Infatti il principio, acquisito prima dalla giurisprudenza e poi codificato dal comma 2 dell’art. 36 d.lgs. n. 50/2016, prevede che la stazione appaltante può stabilire regole più stringenti di quelle previste dalla legge per l’affidamento dei contratti pubblici sottosoglia.
Pertanto l’amministrazione aggiudicatrice, quando si determina a consultare più operatori per l’affidamento di contratti, ancorché di importo inferiore a € 40.000, avvia pur sempre una procedura di gara.
Nel caso in decisione il procedimento ha avuto avvio con l’invito di più operatori, cui ha fatto seguito la presentazione e la valutazione selettiva delle offerte ed è proseguito con la comparazione delle offerte e la scelta del contraente, mediante applicazione di criteri tabellari di selezione della migliore offerta attributivi di distinti punteggi, sulla base del prezzo di vendita proposto dai concorrenti per ciascuno dei prodotti offerti.
È dunque evidente l’Amministrazione ha inteso dar corso a un confronto competitivo fra gli aderenti all’invito ad offrire.
Trovano pertanto piena applicazione i principi in materia di parità di trattamento degli operatori partecipanti alla gara.
Ciò premesso, il ricorso è fondato.
Ebbene, non è certo rispettoso del principio di parità di trattamento l’operato della stazione appaltante che ha stabilito i criteri di valutazione ad offerte già note, pervenutele via email in allegato non crittografato e immediatamente consultabile al momento della ricezione, come riconosciuto espressamente nella relazione (punto 13) della parte resistente.
Il principio di imparzialità che governa l’operato della pubblica amministrazione, esige, in materia di affidamenti di incarichi e contratti pubblici (declinato per questi ultimi in funzione pro- concorrenziale dal diritto comunitario), che i criteri che l’amministrazione decide di applicare per scegliere il candidato o l’offerta migliore siano preventivamente stabiliti a garanzia del buon andamento.

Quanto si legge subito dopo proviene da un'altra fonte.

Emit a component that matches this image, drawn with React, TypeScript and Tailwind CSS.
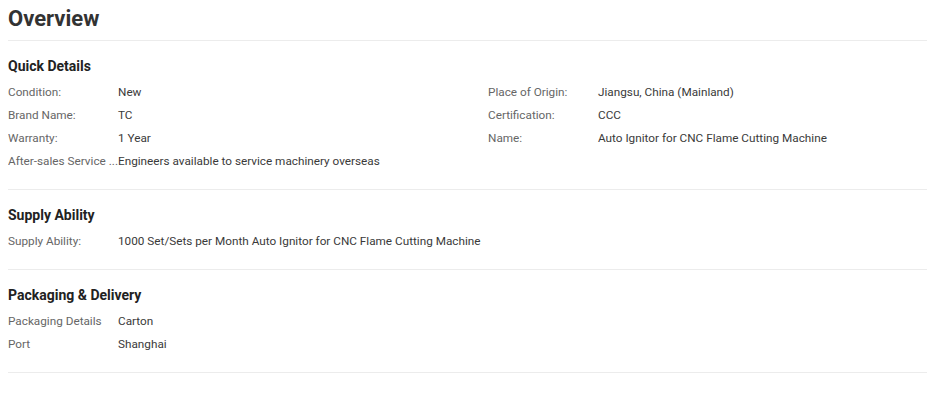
import React from "react";

type Row = [string, string];

function Field({ label, value }: { label: string; value: string }) {
  return (
    <div className="flex h-[23px] items-center text-[11.75px] leading-[23px]">
      <div className="w-[110px] shrink-0 overflow-hidden whitespace-nowrap text-[#666]">{label}</div>
      <div className="text-[#3a3a3a] whitespace-nowrap">{value}</div>
    </div>
  );
}

function Section({ title, children }: { title: string; children: React.ReactNode }) {
  return (
    <div className="border-b border-[#ececec] pt-[15px] pb-[16px]">
      <h3 className="text-[14px] font-bold leading-[20px] text-[#222]">{title}</h3>
      <div className="mt-[5px]">{children}</div>
    </div>
  );
}

export default function App() {
  const left: Row[] = [
    ["Condition:", "New"],
    ["Brand Name:", "TC"],
    ["Warranty:", "1 Year"],
    ["After-sales Service ...", "Engineers available to service machinery overseas"],
  ];
  const right: Row[] = [
    ["Place of Origin:", "Jiangsu, China (Mainland)"],
    ["Certification:", "CCC"],
    ["Name:", "Auto Ignitor for CNC Flame Cutting Machine"],
  ];
  return (
    <div
      className="min-h-[403px] w-[931px] bg-white pl-[8px] pr-[4px]"
      style={{ fontFamily: "Roboto, 'Liberation Sans', Arial, sans-serif" }}
    >
      <div className="border-b border-[#ececec] pt-[4px] pb-[6px]">
        <h2 className="text-[22px] font-bold leading-[30px] text-[#333]">Overview</h2>
      </div>
      <Section title="Quick Details">
        <div className="grid grid-cols-[480px_1fr]">
          <div>
            {left.map(([l, v]) => (
              <Field key={l} label={l} value={v} />
            ))}
          </div>
          <div>
            {right.map(([l, v]) => (
              <Field key={l} label={l} value={v} />
            ))}
          </div>
        </div>
      </Section>
      <Section title="Supply Ability">
        <Field
          label="Supply Ability:"
          value="1000 Set/Sets per Month Auto Ignitor for CNC Flame Cutting Machine"
        />
      </Section>
      <Section title="Packaging & Delivery">
        <Field label="Packaging Details" value="Carton" />
        <Field label="Port" value="Shanghai" />
      </Section>
    </div>
  );
}
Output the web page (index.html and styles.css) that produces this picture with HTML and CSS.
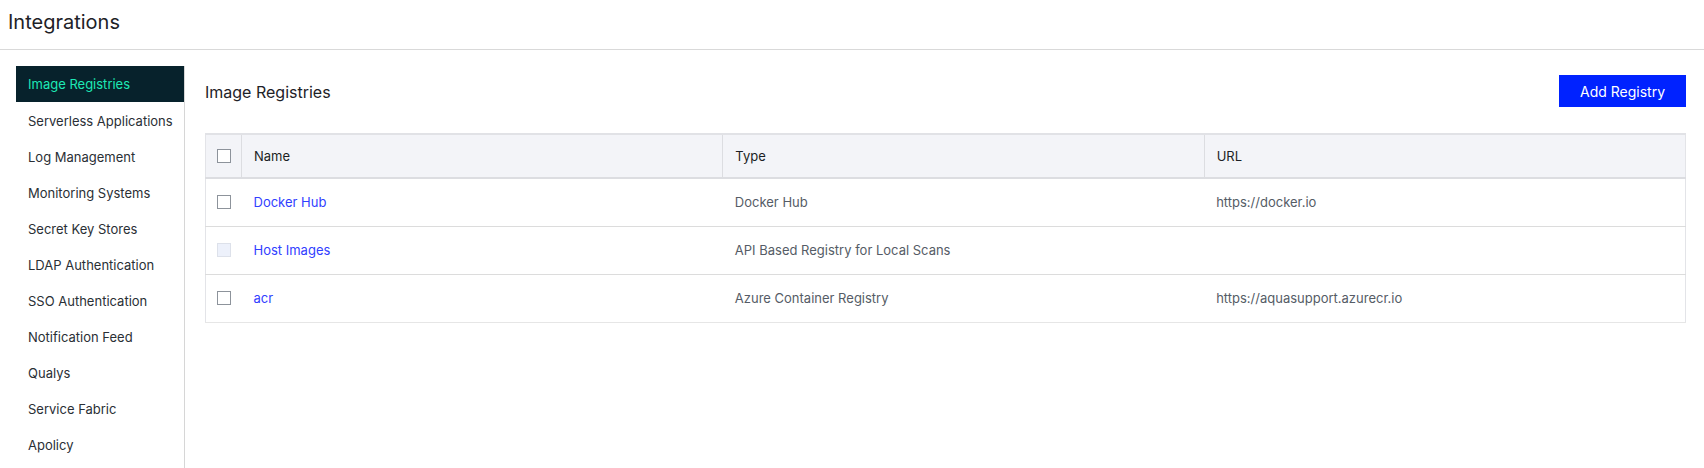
FILE: index.html
```html
<!DOCTYPE html>
<html>
<head>
<meta charset="utf-8">
<link rel="stylesheet" href="styles.css">
</head>
<body>
<header class="page-header"><h1 class="page-title">Integrations</h1></header>
<div class="layout">
  <nav class="sidebar">
    <a class="nav-item active">Image Registries</a>
    <a class="nav-item">Serverless Applications</a>
    <a class="nav-item">Log Management</a>
    <a class="nav-item">Monitoring Systems</a>
    <a class="nav-item">Secret Key Stores</a>
    <a class="nav-item">LDAP Authentication</a>
    <a class="nav-item">SSO Authentication</a>
    <a class="nav-item">Notification Feed</a>
    <a class="nav-item">Qualys</a>
    <a class="nav-item">Service Fabric</a>
    <a class="nav-item">Apolicy</a>
  </nav>
  <main class="content">
    <div class="toolbar">
      <h2 class="section-title">Image Registries</h2>
      <button class="btn-primary">Add Registry</button>
    </div>
    <table class="grid">
      <colgroup>
        <col class="c-check"><col><col><col>
      </colgroup>
      <thead>
        <tr>
          <th class="cell-check"><span class="checkbox"></span></th>
          <th>Name</th>
          <th>Type</th>
          <th>URL</th>
        </tr>
      </thead>
      <tbody>
        <tr>
          <td class="cell-check"><span class="checkbox"></span></td>
          <td><a class="link">Docker Hub</a></td>
          <td>Docker Hub</td>
          <td>https://docker.io</td>
        </tr>
        <tr>
          <td class="cell-check"><span class="checkbox disabled"></span></td>
          <td><a class="link">Host Images</a></td>
          <td>API Based Registry for Local Scans</td>
          <td></td>
        </tr>
        <tr>
          <td class="cell-check"><span class="checkbox"></span></td>
          <td><a class="link">acr</a></td>
          <td>Azure Container Registry</td>
          <td>https://aquasupport.azurecr.io</td>
        </tr>
      </tbody>
    </table>
  </main>
</div>
</body>
</html>
```
FILE: styles.css
```css
* { box-sizing: border-box; }
html, body { margin: 0; padding: 0; background: #fff; }
body {
  font-family: Inter, "Noto Sans", "Liberation Sans", sans-serif;
  color: #1b1f24;
  height: 468px;
  overflow: hidden;
}
.page-header {
  height: 50px;
  border-bottom: 1px solid #d9d9d9;
  padding: 10px 0 0 8px;
}
.page-title {
  margin: 0;
  font-size: 20px;
  font-weight: 400;
  line-height: 24px;
  color: #1e2227;
}
.layout {
  display: flex;
  height: 418px;
}
.sidebar {
  margin: 16px 0 0 16px;
  width: 169px;
  border-right: 1px solid #d6d6d6;
  display: flex;
  flex-direction: column;
  flex-shrink: 0;
}
.nav-item {
  display: block;
  height: 36px;
  line-height: 38px;
  padding-left: 12px;
  font-size: 13px;
  color: #2a2f35;
  white-space: nowrap;
}
.nav-item.active {
  background: #07222c;
  color: #1de9b6;
  width: 168px;
  line-height: 37px;
}
.content {
  flex: 1;
  padding: 25px 18px 0 20px;
}
.toolbar {
  display: flex;
  justify-content: space-between;
  align-items: flex-start;
  height: 58px;
}
.section-title {
  margin: 7px 0 0 0;
  font-size: 16px;
  font-weight: 400;
  line-height: 20px;
  color: #1e2227;
}
.btn-primary {
  width: 127px;
  height: 32px;
  background: #0022ff;
  border: none;
  color: #fff;
  font-family: inherit;
  font-size: 14px;
  padding: 0;
}
.grid {
  width: 100%;
  border-collapse: collapse;
  table-layout: fixed;
  border: 1px solid #e3e4e8;
}
.c-check { width: 36px; }
.grid th {
  background: #f3f4f8;
  height: 44px;
  text-align: left;
  font-weight: 400;
  font-size: 13px;
  color: #1b1f24;
  padding: 0 12px;
  border-top: 2px solid #e1e2e6;
  border-bottom: 2px solid #dcdde1;
  border-right: 1px solid #dcdde1;
}
.grid th:last-child { border-right: none; }
.grid td {
  height: 48px;
  font-size: 13px;
  color: #555c66;
  padding: 0 12px;
  border-bottom: 1px solid #dcdcdc;
}
.grid tbody tr:last-child td { border-bottom: 1px solid #e6e6e6; }
.grid .cell-check { padding: 0 0 0 11px; }
.checkbox {
  display: block;
  width: 14px;
  height: 14px;
  border: 1px solid #8d939b;
  background: #fff;
}
.checkbox.disabled {
  border-color: #dde1ea;
  background: #edf1fb;
}
.link {
  color: #3140ff;
}
```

La regola è stata accolta dall’art. 32, comma 2 del d.lgs. 50/2016 applicabile a tutti i contratti pubblici, ivi comprese le concessioni di servizi in virtù del rinvio posto dal citato art. 164, che dispone: “Prima dell’avvio delle procedure di affidamento dei contratti pubblici, le stazioni appaltanti, in conformità ai propri ordinamenti, decretano o determinano di contrarre, individuando gli elementi essenziali del contratto e i criteri di selezione degli operatori economici e delle offerte”.
I criteri applicati dalla stazione appaltante per attribuire i punteggi alle offerte della ricorrente e della controinteressata non sono menzionati nella lettera di invito, ma appaiono per la prima volta nel verbale di comparazione delle offerte già conosciute dai membri del seggio di gara.
Deve pertanto presumersi che essi siano stati definiti dopo l’avvio della procedura, la ricezione e la visione delle offerte, in aperta violazione del disposto del citato art. 32 comma 2.
Nel caso in decisione risulta violato anche il principio di immodificabilità dell’offerta.
La controinteressata aveva infatti offerto un canone di € 3.500 che ha successivamente integrato fino a € 5.000 con separata nota.
Il verbale di comparazione tiene conto di tale modifica dell’offerta laddove pone a confronto sia i prezzi dei prodotti proposti da ciascuna delle imprese partecipanti, sia l’importo offerto a titolo di canone concessorio.
Non è quindi verosimile, in difetto di specifica motivazione, non rinvenibile nel verbale di comparazione, né nella successiva determina a contrarre, che la stazione appaltante non abbia tenuto conto, come invece sostenuto nella relazione della resistente, anche dell’importo offerto a titolo di canone concessorio per la scelta dell’offerta economicamente più vantaggiosa.
La stazione appaltante, nel valutare l’offerta della controinteressata, come integrata in via postuma, ha dunque violato il principio di immodificabilità dell’offerta che è chiaramente funzionale a garantire la par condicio fra i concorrenti.